The World Bank, a UN institution, postponed $90 million in aid on the back of Uganda’s oppressive legislation.
What’s less clear is how the African continent’s strong links with China are likely to affect the negotiating positions of its member states.
The group is allied with the G77+China group—an alliance of 132 countries joined by an ideological position, although fractures are beginning to show.
According to the International Energy Agency, Africa needs US$3 trillion of energy investment by 2040, and depends on a vast amount of Chinese backing.
It received almost $15 billion in 2012, almost 30 times more than in 2003, and far more than what the EU and US provide.
China is also Africa’s biggest trade partner, with $250 billion exchanged between the two in 2013.
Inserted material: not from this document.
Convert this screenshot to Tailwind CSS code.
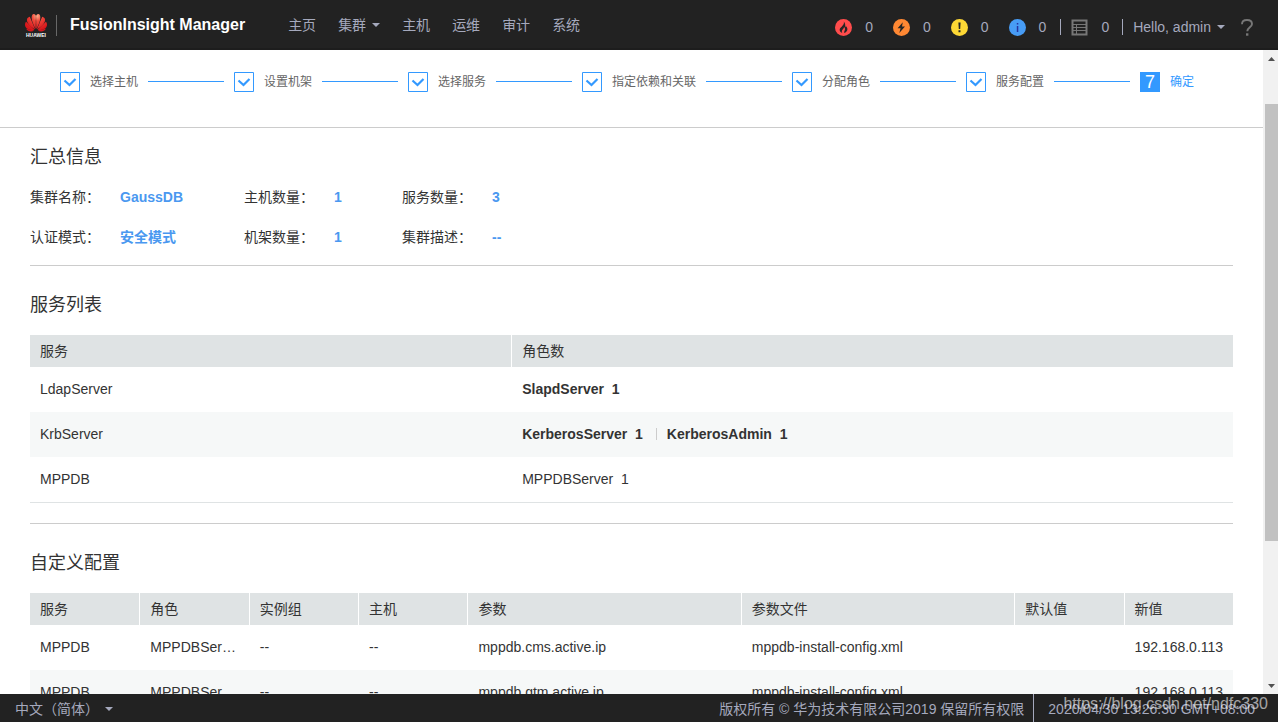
<!DOCTYPE html>
<html lang="zh-CN">
<head>
<meta charset="utf-8">
<title>FusionInsight Manager</title>
<script src="https://cdn.jsdelivr.net/npm/@tailwindcss/browser@4"></script>
</head>
<body class="flex h-screen flex-col overflow-hidden bg-white font-['Liberation_Sans','Noto_Sans_CJK_SC',sans-serif] text-sm leading-5 text-[#333333]">

<header class="flex h-[50px] shrink-0 items-center bg-[#222222] pl-6 pr-[25px] text-[#a5a9bd] shadow-[inset_0_-2px_0_#1d1d1d]">
  <a href="#" class="flex items-center" aria-label="Huawei FusionInsight Manager">
    <svg class="h-[26px] w-6" viewBox="0 0 24 26" aria-hidden="true">
      <defs>
        <radialGradient id="petal" gradientUnits="userSpaceOnUse" cx="13" cy="4" r="14">
          <stop offset="0" stop-color="#ffb08a"/><stop offset=".35" stop-color="#f04a3c"/><stop offset="1" stop-color="#d8161b"/>
        </radialGradient>
      </defs>
      <g fill="url(#petal)">
        <path d="M11.700 17C8 11 6.300 4 8.900 2.300c1.600-.7 2.900.4 3 2z"/>
        <path d="M12.300 17C16 11 17.700 4 15.100 2.300c-1.600-.7-2.900.4-3 2z"/>
        <path d="M11.100 17.300C6.500 15.500 1.800 9.800 3.100 6.800c.5-1.200 1.700-1.800 2.700-2.100z"/>
        <path d="M12.900 17.300c4.600-1.800 9.300-7.500 8-10.500-.5-1.200-1.700-1.800-2.700-2.100z"/>
        <path d="M10.500 18C5 18.400 1.100 16 1 12.900c0-1.300.5-2.500 1.100-3.200z"/>
        <path d="M13.500 18c5.500.4 9.400-2 9.500-5.100 0-1.300-.5-2.500-1.100-3.200z"/>
        <path d="M10.200 18.500c-2.100 1.500-6.200 1.700-8.100-1.700z"/>
        <path d="M13.800 18.500c2.100 1.500 6.200 1.700 8.100-1.700z"/>
      </g>
      <text x="12" y="25" text-anchor="middle" font-size="5" font-weight="700" fill="#ffffff">HUAWEI</text>
    </svg>
    <span class="ml-2 h-[21px] w-px bg-[#686868]"></span>
    <span class="ml-[13px] whitespace-nowrap text-base font-bold leading-6 text-white">FusionInsight Manager</span>
  </a>
  <nav class="ml-[43px] flex items-center gap-[22px] whitespace-nowrap">
    <a href="#">主页</a>
    <a href="#" class="flex items-center gap-1.5">集群<svg class="h-1 w-2" viewBox="0 0 8 4" fill="currentColor" aria-hidden="true"><path d="M0 0h8L4 4z"/></svg></a>
    <a href="#">主机</a>
    <a href="#">运维</a>
    <a href="#">审计</a>
    <a href="#">系统</a>
  </nav>
  <div class="ml-auto flex items-center whitespace-nowrap pt-1">
    <div class="flex items-center gap-5">
      <a href="#" class="flex items-center gap-[13px]" aria-label="紧急告警 0">
        <svg class="size-[17px]" viewBox="0 0 17 17" aria-hidden="true"><circle cx="8.500" cy="8.500" r="8.500" fill="#ff4c4c"/><path d="M8.800 2.600c.6 2.200-.5 3.400-1.900 4.900C5.300 9 4.500 9.700 4.700 11.200c.2 1.400 1.400 2.300 2.600 2.700-.9-1.500-.4-2.700.6-3.700.9-.9 1.200-1.600 1-2.500 1 .9 1.400 2.100.9 3.400-.3.9-.8 1.600-.5 2.800 1.700-.5 3.100-1.900 3.100-3.700 0-1.500-.7-2.500-1.500-3.300-.1.700-.3 1.100-.7 1.400.3-2.300-.1-4.300-1.400-5.700z" fill="#252525"/></svg>0</a>
      <a href="#" class="flex items-center gap-[13px]" aria-label="重要告警 0">
        <svg class="size-[17px]" viewBox="0 0 17 17" aria-hidden="true"><circle cx="8.500" cy="8.500" r="8.500" fill="#ff8833"/><path d="M9.800 3.200 4.600 9.200h3L6.300 13.900l5.700-6.300H9z" fill="#252525"/></svg>0</a>
      <a href="#" class="flex items-center gap-[13px]" aria-label="次要告警 0">
        <svg class="size-[17px]" viewBox="0 0 17 17" aria-hidden="true"><circle cx="8.500" cy="8.500" r="8.500" fill="#fdd835"/><path d="M7.400 3.500h2.200L9.200 10H7.800zM7.500 11.300h2v2h-2z" fill="#252525"/></svg>0</a>
      <a href="#" class="flex items-center gap-[13px]" aria-label="提示告警 0">
        <svg class="size-[17px]" viewBox="0 0 17 17" aria-hidden="true"><circle cx="8.500" cy="8.500" r="8.500" fill="#479cf5"/><path d="M7.800 4h1.500v1.600H7.800zM7.800 7h1.500v6H7.800z" fill="#2632a0"/></svg>0</a>
    </div>
    <span class="ml-[14px] h-4 w-px bg-[#a5a9bd]"></span>
    <a href="#" class="ml-[10px] flex items-center gap-[13px]" aria-label="任务 0">
      <svg class="size-[17px]" viewBox="0 0 17 17" fill="none" stroke="#777777" aria-hidden="true"><path d="M1.500 1.500h14v14h-14z" stroke-width="2"/><path d="M2 5.500h13M2 8.500h13M2 11.500h13M5.500 5v10" stroke-width="1"/></svg>0</a>
    <span class="ml-[13px] h-4 w-px bg-[#a5a9bd]"></span>
    <button type="button" class="ml-[10px] flex items-center gap-1.5">Hello, admin<svg class="h-1 w-2" viewBox="0 0 8 4" fill="currentColor" aria-hidden="true"><path d="M0 0h8L4 4z"/></svg></button>
    <a href="#" class="ml-4" aria-label="帮助"><svg class="h-[17px] w-3" viewBox="0 0 12 17" aria-hidden="true"><path d="M1 5.200C1 2.400 3 1 6 1s5 1.500 5 3.900c0 3.200-4.700 3.400-4.700 7.300" fill="none" stroke="#777777" stroke-width="1.900"/><path d="M5 14.300h2.400v2.400H5z" fill="#777777"/></svg></a>
  </div>
</header>

<div class="flex min-h-0 flex-1">
  <main class="min-w-0 flex-1 overflow-hidden">
    <ol class="flex h-[78px] items-start gap-2.5 whitespace-nowrap border-b border-[#cccccc] pl-[60px] pt-[22px] text-xs leading-5 text-[#666666]">
      <li class="flex items-center gap-2.5"><svg class="size-5" viewBox="0 0 20 20" fill="none" stroke="#3399ff" aria-hidden="true"><path d="M.5.5h19v19H.5z"/><path d="m4.500 8.500 5 4.500 6-6" stroke-width="2.200"/></svg>选择主机<span class="h-0.5 w-[76px] border-t border-[#3399ff]"></span></li>
      <li class="flex items-center gap-2.5"><svg class="size-5" viewBox="0 0 20 20" fill="none" stroke="#3399ff" aria-hidden="true"><path d="M.5.5h19v19H.5z"/><path d="m4.500 8.500 5 4.500 6-6" stroke-width="2.200"/></svg>设置机架<span class="h-0.5 w-[76px] border-t border-[#3399ff]"></span></li>
      <li class="flex items-center gap-2.5"><svg class="size-5" viewBox="0 0 20 20" fill="none" stroke="#3399ff" aria-hidden="true"><path d="M.5.5h19v19H.5z"/><path d="m4.500 8.500 5 4.500 6-6" stroke-width="2.200"/></svg>选择服务<span class="h-0.5 w-[76px] border-t border-[#3399ff]"></span></li>
      <li class="flex items-center gap-2.5"><svg class="size-5" viewBox="0 0 20 20" fill="none" stroke="#3399ff" aria-hidden="true"><path d="M.5.5h19v19H.5z"/><path d="m4.500 8.500 5 4.500 6-6" stroke-width="2.200"/></svg>指定依赖和关联<span class="h-0.5 w-[76px] border-t border-[#3399ff]"></span></li>
      <li class="flex items-center gap-2.5"><svg class="size-5" viewBox="0 0 20 20" fill="none" stroke="#3399ff" aria-hidden="true"><path d="M.5.5h19v19H.5z"/><path d="m4.500 8.500 5 4.500 6-6" stroke-width="2.200"/></svg>分配角色<span class="h-0.5 w-[76px] border-t border-[#3399ff]"></span></li>
      <li class="flex items-center gap-2.5"><svg class="size-5" viewBox="0 0 20 20" fill="none" stroke="#3399ff" aria-hidden="true"><path d="M.5.5h19v19H.5z"/><path d="m4.500 8.500 5 4.500 6-6" stroke-width="2.200"/></svg>服务配置<span class="h-0.5 w-[76px] border-t border-[#3399ff]"></span></li>
      <li class="flex items-center gap-2.5 text-[#3399ff]" aria-current="step"><span class="size-5 bg-[#3399ff] text-center text-lg leading-5 text-white">7</span>确定</li>
    </ol>

    <div class="px-[30px]">
      <section class="border-b border-[#cccccc] pb-[18px] pt-[17px]">
        <h2 class="text-lg leading-6">汇总信息</h2>
        <dl class="mt-[18px] grid grid-cols-[90px_124px_90px_68px_90px_auto] gap-y-5 whitespace-nowrap">
          <dt>集群名称：</dt><dd class="font-bold text-[#4a98f0]">GaussDB</dd>
          <dt>主机数量：</dt><dd class="font-bold text-[#4a98f0]">1</dd>
          <dt>服务数量：</dt><dd class="font-bold text-[#4a98f0]">3</dd>
          <dt>认证模式：</dt><dd class="font-bold text-[#4a98f0]">安全模式</dd>
          <dt>机架数量：</dt><dd class="font-bold text-[#4a98f0]">1</dd>
          <dt>集群描述：</dt><dd class="font-bold text-[#4a98f0]">--</dd>
        </dl>
      </section>

      <section class="border-b border-[#cccccc] pb-5 pt-[27px]">
        <h2 class="text-lg leading-6">服务列表</h2>
        <table class="mt-[18px] w-full table-fixed border-separate border-spacing-0 text-left">
          <colgroup><col class="w-[40%]"><col></colgroup>
          <thead><tr class="h-8 bg-[#dfe3e4]">
            <th class="px-2.5 font-normal">服务</th><th class="border-l border-white px-2.5 font-normal">角色数</th>
          </tr></thead>
          <tbody>
            <tr class="h-[45px]"><td class="px-2.5 pb-0.5">LdapServer</td><td class="pl-[11px] pr-2.5 pb-0.5 font-bold">SlapdServer&nbsp; 1</td></tr>
            <tr class="h-[45px] bg-[#f6f8f8]"><td class="px-2.5 pb-0.5">KrbServer</td><td class="pl-[11px] pr-2.5 pb-0.5 font-bold"><div class="flex items-center"><span>KerberosServer&nbsp; 1</span><span class="ml-[13px] mr-2.5 h-3 w-px bg-[#cccccc]"></span><span>KerberosAdmin&nbsp; 1</span></div></td></tr>
            <tr class="h-[46px]"><td class="border-b border-[#dfe3e4] px-2.5 pb-0.5">MPPDB</td><td class="border-b border-[#dfe3e4] pl-[11px] pr-2.5 pb-0.5">MPPDBServer&nbsp; 1</td></tr>
          </tbody>
        </table>
      </section>

      <section class="pt-[27px]">
        <h2 class="text-lg leading-6">自定义配置</h2>
        <table class="mt-[18px] w-full table-fixed border-separate border-spacing-0 whitespace-nowrap text-left">
          <colgroup><col class="w-1/11"><col class="w-1/11"><col class="w-1/11"><col class="w-1/11"><col class="w-5/22"><col class="w-5/22"><col class="w-1/11"><col class="w-1/11"></colgroup>
          <thead><tr class="h-8 bg-[#dfe3e4]">
            <th class="px-2.5 font-normal">服务</th>
            <th class="border-l border-white px-2.5 font-normal">角色</th>
            <th class="border-l border-white px-2.5 font-normal">实例组</th>
            <th class="border-l border-white px-2.5 font-normal">主机</th>
            <th class="border-l border-white px-2.5 font-normal">参数</th>
            <th class="border-l border-white px-2.5 font-normal">参数文件</th>
            <th class="border-l border-white px-2.5 font-normal">默认值</th>
            <th class="border-l border-white px-2.5 font-normal">新值</th>
          </tr></thead>
          <tbody>
            <tr class="h-[45px]"><td class="px-2.5 pb-0.5">MPPDB</td><td class="truncate pl-[11px] pr-2 pb-0.5">MPPDBServer</td><td class="pl-[11px] pb-0.5">--</td><td class="pl-[11px] pb-0.5">--</td><td class="pl-[11px] pb-0.5">mppdb.cms.active.ip</td><td class="pl-[11px] pb-0.5">mppdb-install-config.xml</td><td class="pl-[11px] pb-0.5"></td><td class="pl-[11px] pb-0.5">192.168.0.113</td></tr>
            <tr class="h-[45px] bg-[#f6f8f8]"><td class="px-2.5 pb-0.5">MPPDB</td><td class="truncate pl-[11px] pr-2 pb-0.5">MPPDBServer</td><td class="pl-[11px] pb-0.5">--</td><td class="pl-[11px] pb-0.5">--</td><td class="pl-[11px] pb-0.5">mppdb.gtm.active.ip</td><td class="pl-[11px] pb-0.5">mppdb-install-config.xml</td><td class="pl-[11px] pb-0.5"></td><td class="pl-[11px] pb-0.5">192.168.0.113</td></tr>
          </tbody>
        </table>
      </section>
    </div>
  </main>

  <div class="flex w-[15px] shrink-0 flex-col bg-[#f1f1f1] pl-0.5" aria-hidden="true">
    <div class="flex h-[17px] items-center justify-center"><svg class="h-1 w-[7px]" viewBox="0 0 7 4" fill="#505050"><path d="M0 4h7L3.500 0z"/></svg></div>
    <div class="flex flex-1 flex-col">
      <div class="grow-[37]"></div><div class="grow-[437] bg-[#c1c1c1]"></div><div class="grow-[136]"></div>
    </div>
    <div class="flex h-[17px] items-center justify-center"><svg class="h-1 w-[7px]" viewBox="0 0 7 4" fill="#505050"><path d="M0 0h7L3.500 4z"/></svg></div>
  </div>
</div>

<footer class="relative flex h-7 shrink-0 items-center whitespace-nowrap bg-[#222222] pl-[15px] pr-[23px] text-[#a5a9bd]">
  <button type="button" class="flex items-center gap-1.5 pt-0.5">中文（简体）<svg class="h-1 w-2" viewBox="0 0 8 4" fill="currentColor" aria-hidden="true"><path d="M0 0h8L4 4z"/></svg></button>
  <span class="ml-auto pt-0.5">版权所有 © 华为技术有限公司2019 保留所有权限</span>
  <span class="ml-[9px] mr-[14px] h-7 w-px bg-[#a5a9bd]"></span>
  <time class="pt-0.5">2020/04/30 13:26:30 GMT+08:00</time>
  <span class="absolute right-2.5 top-0 text-base leading-5 text-white/60">https://blog.csdn.net/ndfc330</span>
</footer>
</body>
</html>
Trade-offs at political levels aimed at boosting finance flows and easing negotiations forwards happen often, Mpanu Mpanu admits.
And he confesses that despite their ideological similarities, this could make the African position difficult to maintain should a clash occur. “The climate discussions are complex. They have ramifications that go beyond the environmental realm,” he said.
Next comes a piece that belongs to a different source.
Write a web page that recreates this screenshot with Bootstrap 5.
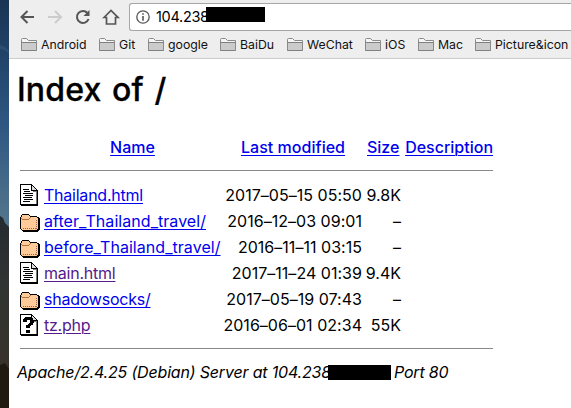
<!DOCTYPE html>
<html lang="en">
<head>
<meta charset="utf-8">
<meta name="viewport" content="width=device-width, initial-scale=1">
<title>Index of /</title>
<link href="https://cdn.jsdelivr.net/npm/bootstrap@5.3.0/dist/css/bootstrap.min.css" rel="stylesheet">
<style>
body{font-family:Inter,"Liberation Sans",sans-serif;font-size:16px;line-height:26px;color:#000;overflow:hidden;height:408px;background:#fff}
.desk{width:9px;height:408px;flex:none}
.chrome{height:59px;background:#eee;border-bottom:1px solid #ccc}
.tools{height:31px;padding:3px 0 0 10px}
.tools svg{flex:none;display:block}
.address{height:28px;margin-left:8px;border:1px solid #a6a6a6;border-right:0;border-radius:3px 0 0 3px;background:#fff;padding-left:6px;font-size:14.5px;letter-spacing:-.3px}
.address svg{margin-right:6px}
.redact{background:#000;flex:none}
.address .redact{width:59px;height:15px;margin:-5px 0 0 -3px}
.marks{height:27px;padding-left:12px;font-size:12.3px;line-height:27px;white-space:nowrap}
.marks a{color:#111;text-decoration:none;display:flex;align-items:center;flex:none}
.marks svg{margin-right:4px}
.page{padding:0 0 0 8px}
.page h1{font-size:32px;font-weight:500;line-height:40px;margin:11px 0 0;letter-spacing:.15px;word-spacing:2px;-webkit-text-stroke:.3px #000}
.listing{width:473px;margin:24px 0 0 3px;table-layout:fixed;border-collapse:collapse;white-space:nowrap}
.listing th,.listing td{padding:0;height:26px;line-height:26px}
.listing th{text-align:center;font-weight:500}
.listing a{color:#00e;text-decoration:underline;text-decoration-thickness:1px;text-underline-offset:2px}
.listing a.seen{color:#551a8b}
.listing svg{display:block}
.listing svg.folder{margin-top:3px}
.listing td a{letter-spacing:-.23px}
.listing td a.wide{letter-spacing:.05px}
.listing .date{text-align:right;letter-spacing:.03px}
.listing th.date{text-align:center;padding-left:3px}
.listing .size{text-align:right}
.listing th.size{padding-left:5px;text-align:left}
.listing .rule{height:22px}
.listing tr:first-child .rule{padding-bottom:1px}
.listing tr:last-child .rule{padding-bottom:2px}
.rule div{height:1px;background:#888}
.server{font-style:italic;margin-top:-1px;white-space:nowrap;letter-spacing:-.18px}
.server .redact{width:63px;height:15px;margin:0 3px 0 -3px}
</style>
<script src="https://cdn.jsdelivr.net/npm/bootstrap@5.3.0/dist/js/bootstrap.bundle.min.js"></script>
</head>
<body>
<svg width="0" height="0" class="position-absolute">
<defs>
<symbol id="mark" viewBox="0 0 16 13"><path d="M.5 12.5V1.5Q.5.5 1.5.5H5.5L7.5 2.5H15.5V12.5Z" fill="#f5f5f5" stroke="#8a8a8a"/><path d="M1 4.5H15V12H1Z" fill="#cbcbcb"/><path d="M.5 4.5H15.5M.5 12.5H15.5" stroke="#808080"/></symbol>
<symbol id="paper" viewBox="0 0 18 22"><path d="M0 0H12V1H13V2H14V3H15V4H16V5H17V6H18V22H1V21H0Z" fill="#000"/><path d="M1 1H11V7H16V20H1Z" fill="#fff"/><path d="M12 2H13V3H14V4H15V5H16V6H12Z" fill="#ddd"/><path d="M13 7H17V8H13ZM16 8H17V20H16Z" fill="#777"/></symbol>
<symbol id="doc" viewBox="0 0 18 22"><use href="#paper" width="18" height="22"/><path d="M3 5.5H9M4 7.5H10M3 9.5H13M5 11.5H13M3 13.5H12M4 15.5H13M3 17.5H10" stroke="#000"/></symbol>
<symbol id="unknown" viewBox="0 0 18 22"><use href="#paper" width="18" height="22"/><path d="M5 3H11V4H13V6H14V9H13V11H11V12H10V14H6V11H8V10H9V9H10V6H7V8H3V5H4V4H5ZM6 16H10V19H6Z" fill="#000"/></symbol>
<symbol id="dir" viewBox="0 0 20 18"><path d="M2 0H9V1H10V2H10H17V3H19V4H20V16H19V17H18V18H3V17H2V16H1V15H0V3H1V1H2Z" fill="#000"/><path d="M2 1H9V2H10V3H17V4H18V15H17V16H2V15H1V3H2Z" fill="#fc9"/><path d="M1 4H2V5H9V4H10V3H11V4H10V5H9V6H2V5H1Z" fill="#b5713f"/><path d="M3 14.5H16" stroke="#965" stroke-dasharray="1 1"/><path d="M16.5 6V15" stroke="#965" stroke-dasharray="1 1"/></symbol>
</defs>
</svg>
<div class="d-flex">
<svg class="desk" viewBox="0 0 9 408" preserveAspectRatio="none" aria-hidden="true">
<defs><linearGradient id="sky" gradientUnits="userSpaceOnUse" x1="0" y1="0" x2="0" y2="408"><stop stop-color="#193454"/><stop offset=".3" stop-color="#2d5681"/><stop offset=".53" stop-color="#51748c"/></linearGradient><linearGradient id="hill" x2="0" y2="1"><stop stop-color="#252a30"/><stop offset=".35" stop-color="#303432"/><stop offset=".78" stop-color="#38332b"/><stop offset=".85" stop-color="#241c12"/><stop offset="1" stop-color="#20180f"/></linearGradient></defs>
<path d="M0 0H9V408H0Z" fill="url(#sky)"/><path d="M0 216L3 218L5 223L9 227V408H0Z" fill="url(#hill)"/><path d="M0 365L5 363L9 369V408H0Z" fill="#211a10"/><path d="M0 45L5 47L9 51V53L4 50L0 49Z" fill="#345778" opacity=".6"/>
</svg>
<div class="flex-grow-1 overflow-hidden">
<header class="chrome">
<div class="tools d-flex align-items-center">
<svg width="102" height="20" viewBox="0 0 102 20" fill="none" stroke="#555" stroke-width="2"><path d="M15 10H3M8.5 4L2.5 10L8.5 16"/><path d="M29 10H42M36 4L42 10L36 16" stroke="#ccc"/><path d="M68.5 6A6 6 0 1 0 69.6 12"/><path d="M70.5 3V9H64.5Z" fill="#555" stroke="none"/><path d="M85 10.5L92 3.5L99 10.5H96.5V17H87.5V10.5Z" stroke-width="1.7"/></svg>
<div class="address d-flex align-items-center flex-grow-1"><svg width="14" height="14" viewBox="0 0 14 14"><circle cx="7" cy="7" r="6.2" fill="none" stroke="#555" stroke-width="1.3"/><path d="M6.2 3.2H7.8V4.8H6.2ZM6.2 6H7.8V10.8H6.2Z" fill="#555"/></svg>104.238<span class="redact"></span></div>
</div>
<nav class="marks d-flex">
<a href="#" style="width:78px"><svg width="16" height="13"><use href="#mark"/></svg>Android</a>
<a href="#" style="width:49px"><svg width="16" height="13"><use href="#mark"/></svg>Git</a>
<a href="#" style="width:72px"><svg width="16" height="13"><use href="#mark"/></svg>google</a>
<a href="#" style="width:67px"><svg width="16" height="13"><use href="#mark"/></svg>BaiDu</a>
<a href="#" style="width:78px"><svg width="16" height="13"><use href="#mark"/></svg>WeChat</a>
<a href="#" style="width:53px"><svg width="16" height="13"><use href="#mark"/></svg>iOS</a>
<a href="#" style="width:57px"><svg width="16" height="13"><use href="#mark"/></svg>Mac</a>
<a href="#"><svg width="16" height="13"><use href="#mark"/></svg>Picture&amp;icon</a>
</nav>
</header>
<main class="page">
<h1>Index of /</h1>
<table class="listing">
<colgroup><col style="width:24px"><col style="width:177px"><col style="width:141px"><col style="width:39px"><col style="width:92px"></colgroup>
<thead><tr><th></th><th><a href="#">Name</a></th><th class="date"><a href="#">Last modified</a></th><th class="size"><a href="#">Size</a></th><th class="text-end"><a href="#">Description</a></th></tr></thead>
<tbody>
<tr><td colspan="5" class="rule"><div></div></td></tr>
<tr><td><svg width="18" height="22" shape-rendering="crispEdges"><use href="#doc"/></svg></td><td><a href="#">Thailand.html</a></td><td class="date">2017–05–15 05:50</td><td class="size">9.8K</td><td></td></tr>
<tr><td><svg class="folder" width="20" height="18" shape-rendering="crispEdges"><use href="#dir"/></svg></td><td><a class="wide" href="#">after_Thailand_travel/</a></td><td class="date">2016–12–03 09:01</td><td class="size">–</td><td></td></tr>
<tr><td><svg class="folder" width="20" height="18" shape-rendering="crispEdges"><use href="#dir"/></svg></td><td><a class="wide" href="#">before_Thailand_travel/</a></td><td class="date">2016–11–11 03:15</td><td class="size">–</td><td></td></tr>
<tr><td><svg width="18" height="22" shape-rendering="crispEdges"><use href="#doc"/></svg></td><td><a class="seen" href="#">main.html</a></td><td class="date">2017–11–24 01:39</td><td class="size">9.4K</td><td></td></tr>
<tr><td><svg class="folder" width="20" height="18" shape-rendering="crispEdges"><use href="#dir"/></svg></td><td><a href="#">shadowsocks/</a></td><td class="date">2017–05–19 07:43</td><td class="size">–</td><td></td></tr>
<tr><td><svg width="18" height="22" shape-rendering="crispEdges"><use href="#unknown"/></svg></td><td><a class="seen" href="#">tz.php</a></td><td class="date">2016–06–01 02:34</td><td class="size">55K</td><td></td></tr>
<tr><td colspan="5" class="rule"><div></div></td></tr>
</tbody>
</table>
<footer class="server d-flex align-items-center">Apache/2.4.25 (Debian) Server at 104.238<span class="redact"></span>Port 80</footer>
</main>
</div>
</div>
</body>
</html>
But while the Africa Group remained close to China, every player in the international climate negotiations can only be expected to pursue its own interests, he adds.
“If an African delegate is not concerned about the interests of his country, he doesn’t have it at heart and doesn’t negotiate well with China, the Chinese official will not go the extra mile just to help Africa,” he says.
And he stresses that Africa’s reliance on Chinese investment did not constitute to a get-out-of-jail-free card for the world’s largest emitter.
Africans want developed countries to move first, but expect to see serious action from China to reduce emissions, regardless of its status as a developing country.
“You don’t have clean emissions, you don’t have dirty emissions, you just have emissions, so whether they come from China, India or the US, they are a threat to me.”